Infine, due suggerimenti chiave, rispetto ai quali in Europa e in Italia si è fatto esattamente l’opposto: «Nessun altro paese importante ostacola la propria economia con il vincolo del pareggio di bilancio. Non c’è alcuna necessità di mettere al paese una camicia di forza economica…. Nell’attuale fase dell’economia è pericoloso tentare di riportare il bilancio in pareggio troppo rapidamente. I grossi tagli di spesa e/o gli incrementi della pressione fiscale necessari per raggiungere questo scopo danneggerebbero la ripresa, già di per sé debole».
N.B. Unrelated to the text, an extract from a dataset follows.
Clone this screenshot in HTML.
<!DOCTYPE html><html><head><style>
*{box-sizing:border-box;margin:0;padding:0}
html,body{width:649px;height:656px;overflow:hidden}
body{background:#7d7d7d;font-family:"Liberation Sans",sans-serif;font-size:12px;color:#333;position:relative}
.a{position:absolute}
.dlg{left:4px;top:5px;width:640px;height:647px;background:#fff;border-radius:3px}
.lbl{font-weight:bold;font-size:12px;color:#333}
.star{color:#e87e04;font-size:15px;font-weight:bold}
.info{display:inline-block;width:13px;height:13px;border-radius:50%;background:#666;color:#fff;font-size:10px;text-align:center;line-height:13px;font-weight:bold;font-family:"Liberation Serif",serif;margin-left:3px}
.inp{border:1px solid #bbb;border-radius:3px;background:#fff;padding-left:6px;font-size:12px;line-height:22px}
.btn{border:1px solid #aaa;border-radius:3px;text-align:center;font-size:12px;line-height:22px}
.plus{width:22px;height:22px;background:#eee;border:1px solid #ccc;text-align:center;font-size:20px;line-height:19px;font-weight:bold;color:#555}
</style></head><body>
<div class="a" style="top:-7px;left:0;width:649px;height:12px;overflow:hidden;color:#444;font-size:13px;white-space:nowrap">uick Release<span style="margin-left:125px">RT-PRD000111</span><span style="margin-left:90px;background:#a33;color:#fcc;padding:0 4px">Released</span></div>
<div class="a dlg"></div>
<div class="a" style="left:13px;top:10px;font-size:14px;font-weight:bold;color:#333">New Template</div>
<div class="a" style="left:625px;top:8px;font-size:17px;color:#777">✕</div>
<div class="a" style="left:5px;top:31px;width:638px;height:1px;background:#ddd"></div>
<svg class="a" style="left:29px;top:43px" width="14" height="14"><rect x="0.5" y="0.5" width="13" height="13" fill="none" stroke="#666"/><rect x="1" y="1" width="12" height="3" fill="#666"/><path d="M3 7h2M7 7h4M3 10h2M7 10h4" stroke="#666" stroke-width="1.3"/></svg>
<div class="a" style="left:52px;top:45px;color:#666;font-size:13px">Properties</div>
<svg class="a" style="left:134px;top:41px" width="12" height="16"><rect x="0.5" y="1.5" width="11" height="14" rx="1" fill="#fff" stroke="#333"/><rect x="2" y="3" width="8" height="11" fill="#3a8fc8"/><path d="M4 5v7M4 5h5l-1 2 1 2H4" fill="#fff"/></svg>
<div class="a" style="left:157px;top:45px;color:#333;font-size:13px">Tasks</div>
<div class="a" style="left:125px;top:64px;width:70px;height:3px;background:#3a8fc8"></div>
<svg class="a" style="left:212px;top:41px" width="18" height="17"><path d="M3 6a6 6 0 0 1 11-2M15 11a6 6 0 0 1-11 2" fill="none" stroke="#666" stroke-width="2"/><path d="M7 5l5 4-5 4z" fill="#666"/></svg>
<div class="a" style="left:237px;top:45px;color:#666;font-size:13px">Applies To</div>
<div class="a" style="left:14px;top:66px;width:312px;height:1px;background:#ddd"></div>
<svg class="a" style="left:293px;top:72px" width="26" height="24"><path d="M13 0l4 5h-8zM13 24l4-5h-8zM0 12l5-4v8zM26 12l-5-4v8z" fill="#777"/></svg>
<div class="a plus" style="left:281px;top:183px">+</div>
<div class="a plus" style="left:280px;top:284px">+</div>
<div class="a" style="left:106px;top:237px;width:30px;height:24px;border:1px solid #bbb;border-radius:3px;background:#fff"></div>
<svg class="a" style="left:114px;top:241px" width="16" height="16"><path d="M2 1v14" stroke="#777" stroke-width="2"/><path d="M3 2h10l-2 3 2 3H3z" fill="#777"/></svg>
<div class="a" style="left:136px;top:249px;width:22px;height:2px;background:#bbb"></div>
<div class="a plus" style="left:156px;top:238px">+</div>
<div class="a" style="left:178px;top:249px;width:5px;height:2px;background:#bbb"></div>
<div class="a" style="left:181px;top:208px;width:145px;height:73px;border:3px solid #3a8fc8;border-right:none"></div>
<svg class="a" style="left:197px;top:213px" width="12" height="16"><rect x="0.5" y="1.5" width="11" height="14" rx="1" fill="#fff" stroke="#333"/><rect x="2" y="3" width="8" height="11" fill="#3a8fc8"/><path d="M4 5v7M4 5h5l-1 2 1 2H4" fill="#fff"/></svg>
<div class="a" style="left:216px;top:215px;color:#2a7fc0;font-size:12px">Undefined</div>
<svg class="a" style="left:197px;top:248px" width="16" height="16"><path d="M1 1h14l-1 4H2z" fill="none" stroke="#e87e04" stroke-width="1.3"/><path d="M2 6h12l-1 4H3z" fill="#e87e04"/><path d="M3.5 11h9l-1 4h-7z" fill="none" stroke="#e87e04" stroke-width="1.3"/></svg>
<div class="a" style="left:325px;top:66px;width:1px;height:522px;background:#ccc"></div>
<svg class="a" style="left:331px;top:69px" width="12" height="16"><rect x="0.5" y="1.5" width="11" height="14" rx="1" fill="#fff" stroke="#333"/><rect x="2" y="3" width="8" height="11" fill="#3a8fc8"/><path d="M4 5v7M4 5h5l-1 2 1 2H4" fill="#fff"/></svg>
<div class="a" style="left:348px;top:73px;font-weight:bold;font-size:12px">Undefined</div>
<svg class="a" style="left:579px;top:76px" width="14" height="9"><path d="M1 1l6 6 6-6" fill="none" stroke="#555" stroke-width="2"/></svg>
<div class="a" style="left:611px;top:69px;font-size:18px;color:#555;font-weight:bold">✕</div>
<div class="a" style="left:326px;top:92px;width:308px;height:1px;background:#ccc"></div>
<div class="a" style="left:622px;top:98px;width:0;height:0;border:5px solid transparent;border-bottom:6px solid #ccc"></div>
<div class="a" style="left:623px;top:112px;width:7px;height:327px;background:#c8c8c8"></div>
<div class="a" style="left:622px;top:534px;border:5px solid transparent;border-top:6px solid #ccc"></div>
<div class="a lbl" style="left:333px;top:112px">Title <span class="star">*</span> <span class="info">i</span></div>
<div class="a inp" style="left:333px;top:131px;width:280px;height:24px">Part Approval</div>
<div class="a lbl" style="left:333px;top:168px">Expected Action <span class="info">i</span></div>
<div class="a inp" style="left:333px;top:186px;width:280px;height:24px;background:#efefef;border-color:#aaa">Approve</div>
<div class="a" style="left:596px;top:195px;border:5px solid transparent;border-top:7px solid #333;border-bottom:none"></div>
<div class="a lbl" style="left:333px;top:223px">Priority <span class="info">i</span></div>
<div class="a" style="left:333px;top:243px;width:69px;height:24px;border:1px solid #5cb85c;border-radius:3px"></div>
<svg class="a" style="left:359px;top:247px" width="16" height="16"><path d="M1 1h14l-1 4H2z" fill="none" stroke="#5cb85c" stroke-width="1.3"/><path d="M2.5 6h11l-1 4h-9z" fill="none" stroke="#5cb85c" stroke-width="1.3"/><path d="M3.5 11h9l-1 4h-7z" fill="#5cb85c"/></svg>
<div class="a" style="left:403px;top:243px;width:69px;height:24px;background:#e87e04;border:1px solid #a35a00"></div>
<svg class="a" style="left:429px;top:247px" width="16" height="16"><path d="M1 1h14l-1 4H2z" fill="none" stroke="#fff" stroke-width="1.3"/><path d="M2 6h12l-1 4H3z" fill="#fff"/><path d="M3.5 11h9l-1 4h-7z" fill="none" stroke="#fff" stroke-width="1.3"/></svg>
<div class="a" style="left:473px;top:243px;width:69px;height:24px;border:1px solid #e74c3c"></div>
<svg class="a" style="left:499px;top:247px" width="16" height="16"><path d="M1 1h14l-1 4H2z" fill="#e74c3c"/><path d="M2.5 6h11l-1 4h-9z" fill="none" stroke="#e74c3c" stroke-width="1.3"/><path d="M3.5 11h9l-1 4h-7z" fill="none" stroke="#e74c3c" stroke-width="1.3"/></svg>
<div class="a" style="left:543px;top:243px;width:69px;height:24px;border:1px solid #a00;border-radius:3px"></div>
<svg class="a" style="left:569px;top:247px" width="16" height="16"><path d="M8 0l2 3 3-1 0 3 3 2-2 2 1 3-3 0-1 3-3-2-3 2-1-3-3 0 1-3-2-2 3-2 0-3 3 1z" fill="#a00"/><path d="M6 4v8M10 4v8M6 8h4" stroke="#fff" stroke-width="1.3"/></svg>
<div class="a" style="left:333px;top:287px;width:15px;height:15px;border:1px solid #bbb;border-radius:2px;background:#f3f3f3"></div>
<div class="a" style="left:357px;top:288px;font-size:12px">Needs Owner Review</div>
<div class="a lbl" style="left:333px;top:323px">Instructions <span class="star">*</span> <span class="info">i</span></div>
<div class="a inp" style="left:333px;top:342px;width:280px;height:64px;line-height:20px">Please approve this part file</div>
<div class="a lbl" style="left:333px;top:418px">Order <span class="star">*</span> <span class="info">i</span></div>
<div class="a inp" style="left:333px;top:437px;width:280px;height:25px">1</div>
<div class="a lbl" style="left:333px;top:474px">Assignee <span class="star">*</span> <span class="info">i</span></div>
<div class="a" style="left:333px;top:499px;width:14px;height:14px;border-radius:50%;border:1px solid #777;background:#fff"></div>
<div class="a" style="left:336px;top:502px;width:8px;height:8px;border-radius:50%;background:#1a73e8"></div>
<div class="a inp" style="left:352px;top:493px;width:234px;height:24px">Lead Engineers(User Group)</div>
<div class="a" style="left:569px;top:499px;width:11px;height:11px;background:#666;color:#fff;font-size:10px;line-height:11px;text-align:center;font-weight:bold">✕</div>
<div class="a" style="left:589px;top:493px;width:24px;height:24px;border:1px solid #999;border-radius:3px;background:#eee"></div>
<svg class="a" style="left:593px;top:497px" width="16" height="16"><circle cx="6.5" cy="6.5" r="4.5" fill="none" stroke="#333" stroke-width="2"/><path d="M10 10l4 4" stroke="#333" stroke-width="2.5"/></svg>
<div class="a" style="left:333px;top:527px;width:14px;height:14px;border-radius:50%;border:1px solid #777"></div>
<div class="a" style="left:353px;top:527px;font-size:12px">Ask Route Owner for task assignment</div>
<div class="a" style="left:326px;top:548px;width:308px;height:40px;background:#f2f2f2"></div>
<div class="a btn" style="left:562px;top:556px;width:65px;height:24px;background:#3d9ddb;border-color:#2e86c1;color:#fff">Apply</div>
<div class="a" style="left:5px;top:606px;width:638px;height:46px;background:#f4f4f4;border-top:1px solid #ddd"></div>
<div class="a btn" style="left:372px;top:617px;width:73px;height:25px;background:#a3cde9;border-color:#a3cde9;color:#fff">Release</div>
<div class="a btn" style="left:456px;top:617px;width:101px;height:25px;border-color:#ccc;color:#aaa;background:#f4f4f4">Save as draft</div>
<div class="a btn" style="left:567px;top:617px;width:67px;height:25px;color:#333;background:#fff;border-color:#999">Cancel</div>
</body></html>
Quanto a Stiglitz e Krugman, hanno criticato l’euro e la politica Ue di austerità talmente tante volte, che c’è solo l’imbarazzo della scelta. Stiglitz: «L’Unione europea ha fatto un unico, grande errore: l’euro, che non ha funzionato. La Troika (Fmi, Bce e Ue) ha ripetutamente prodotto previsioni errate, e piuttosto che ammetterlo e riconoscere i suoi errori, ha sempre incolpato le sue vittime. Se i miei studenti avessero prodotto delle analisi come quelle della Troika per i Paesi europei, li avrei bocciati». Perché l’Europa si salvi, deve cambiare molte cose: «Anzitutto il mandato della Bce, che non deve concentrarsi solo sull’inflazione, ma anche su crescita e occupazione», come fa la Fed Usa.

Se il reddito pro capite in Europa è oggi a livelli inferiori rispetto all’inizio della crisi, tranne che in Germania, per Stiglitz si deve «ai difetti di fabbrica dell’euro, una moneta sbagliata, senza politica e senza Stato, collegata a un’ideologia sbagliata, come quella di tenere un euro forte per combattere l’inflazione». Obiettivo mancato, visto che dilaga la deflazione. Per Krugman, che è anche un brillante polemista, è il nostro Paese a rischiare la sorte peggiore: «Adottando l’euro, l’Italia si è ridotta a una nazione del Terzo mondo, che deve prendere in prestito una moneta straniera, con tutti i danni che ciò implica».